Under Caesar's stony gaze, an army of students marched on what they believed was a mission to defend civilization from a barbarous assault.
More than 300 high school students from across the Las Vegas Valley circled a statue of the Roman emperor Friday to protest funding cuts to public education. They chose the busy intersection at Caesars Palace on the Strip to draw attention to their cause.
The students wore black T-shirts instead of armor and carried signs instead of shields, but their sense of betrayal was no different from Caesar's during his assassination.
Students felt at war because the Clark County School District is anticipating a budget shortfall of $400 million next year from expected cuts in state support and declining local revenue.
"I'm out here fighting for my education," said Jaynie Connor, 16. "I don't really like what the government is doing. We should increase the taxes on the casinos, maybe that would help us out."
Ellen Spears drove her 16-year-old daughter, Savannah, and four friends to the rally. She was proud of the kids' spunk.
"For so long, society has been like sheep led to slaughter," Spears said. "It's good to see the youth taking charge of their future."
She considered the students to be fighting for the future of middle-age adults, too. "These are the people who will be feeding us oatmeal when we're in the old folks home," Spears said.
Signs taunting political leaders and flaunting the students' absence from school contributed to the anti-authoritarian mood of the rally.
Students identified themselves as "truant punks" to mock the alleged slur of a state lawmaker.
While they said they got excused absences to attend the rally, that does not mean the Clark County School District condoned their actions.
Michael Rodriguez, a district spokesman, said the position of the district is that students should be in school on a school day. It will be up to officials at the students' schools to review cases for possible violations in the compulsory school attendance law.
Students declined to identify their schools, but some wore T-shirts and sweat shirts from Desert Oasis and Palo Verde high schools. Student organizers used social media, such as Facebook and Twitter, to encourage youth from across the county to show up.
Las Vegas Police Sgt. Tom Stoll complimented the students for good behavior. Students voluntarily moved to the wider sidewalks in front of the Bellagio when the intersection at Caesars Palace Drive and the Strip became too congested.
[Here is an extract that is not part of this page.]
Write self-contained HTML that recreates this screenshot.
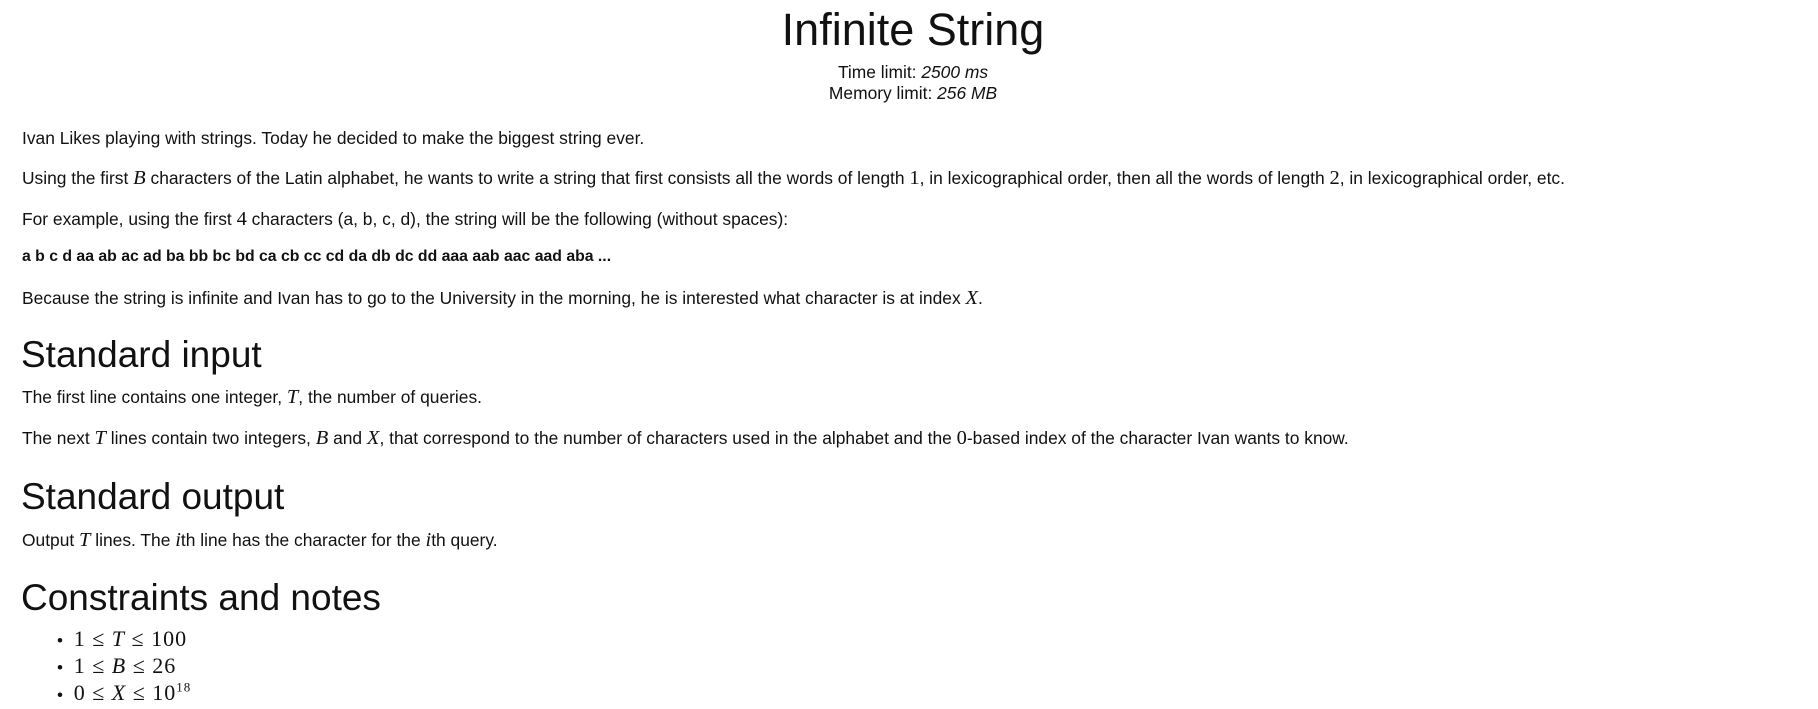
<!DOCTYPE html>
<html><head><meta charset="utf-8"><style>
body{margin:0;width:1818px;height:709px;background:#fff;color:#111;font-family:"Liberation Sans",sans-serif;position:relative;overflow:hidden}
.a{position:absolute;white-space:nowrap}
.p{left:22px;font-size:17.4px}
.h{left:21px;font-size:37px}
.m{font-family:"Liberation Serif",serif;font-style:italic;font-size:20.5px}
.n{font-family:"Liberation Serif",serif;font-size:20.5px}
.c{left:0;width:1826px;text-align:center}
.l{left:57px;font-size:17px}
.l .n{font-size:22px;margin-left:6px;letter-spacing:1px}
</style></head><body>
<div class="a c" style="top:4px;font-size:45px">Infinite String</div>
<div class="a c" style="top:62px;font-size:17.4px">Time limit: <i>2500 ms</i></div>
<div class="a c" style="top:83px;font-size:17.4px">Memory limit: <i>256 MB</i></div>
<div class="a p" style="top:128px">Ivan Likes playing with strings. Today he decided to make the biggest string ever.</div>
<div class="a p" style="top:167px">Using the first <span class="m">B</span> characters of the Latin alphabet, he wants to write a string that first consists all the words of length <span class="n">1</span>, in lexicographical order, then all the words of length <span class="n">2</span>, in lexicographical order, etc.</div>
<div class="a p" style="top:208px">For example, using the first <span class="n">4</span> characters (a, b, c, d), the string will be the following (without spaces):</div>
<div class="a p" style="top:248px;font-weight:bold;font-size:15.8px">a b c d aa ab ac ad ba bb bc bd ca cb cc cd da db dc dd aaa aab aac aad aba ...</div>
<div class="a p" style="top:287px">Because the string is infinite and Ivan has to go to the University in the morning, he is interested what character is at index <span class="m">X</span>.</div>
<div class="a h" style="top:334px">Standard input</div>
<div class="a p" style="top:386px">The first line contains one integer, <span class="m">T</span>, the number of queries.</div>
<div class="a p" style="top:427px">The next <span class="m">T</span> lines contain two integers, <span class="m">B</span> and <span class="m">X</span>, that correspond to the number of characters used in the alphabet and the <span class="n">0</span>-based index of the character Ivan wants to know.</div>
<div class="a h" style="top:476px">Standard output</div>
<div class="a p" style="top:529px">Output <span class="m">T</span> lines. The <span class="m">i</span>th line has the character for the <span class="m">i</span>th query.</div>
<div class="a h" style="top:577px">Constraints and notes</div>
<div class="a l" style="top:626px">• <span class="n">1 ≤ <i>T</i> ≤ 100</span></div>
<div class="a l" style="top:653px">• <span class="n">1 ≤ <i>B</i> ≤ 26</span></div>
<div class="a l" style="top:680px">• <span class="n">0 ≤ <i>X</i> ≤ 10<sup style="font-size:13px">18</sup></span></div>
</body></html>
While on the Strip, students mingled with camera-toting tourists, snake handlers and Elvis impersonators. They got honks of support from stretch limos and family minivans.
James Norris, a homeless man pushing a shopping cart, said the students were learning an important lesson they might not learn in school.
"I thinking being out here is an education in itself," he said. "They're learning to stand up for themselves and know they have a voice."
Steaven Rojas, 18, said some people he encountered have students in the district and didn't even know about the budget cuts. The rally has increased awareness in the community, he said.
Rojas said he intended Friday's protest to be a show of support for teachers because their union, the Clark County Education Association, will be rallying from 1 to 3 p.m. today at Cashman Field, East Washington Avenue and Las Vegas Boulevard.
Ruben Murillo, the union president, said the teachers' union and the Service Employees International Union will be protesting cuts to public education and showing support for unions' right to collective bargaining.
"We're hoping for a big turnout," he said.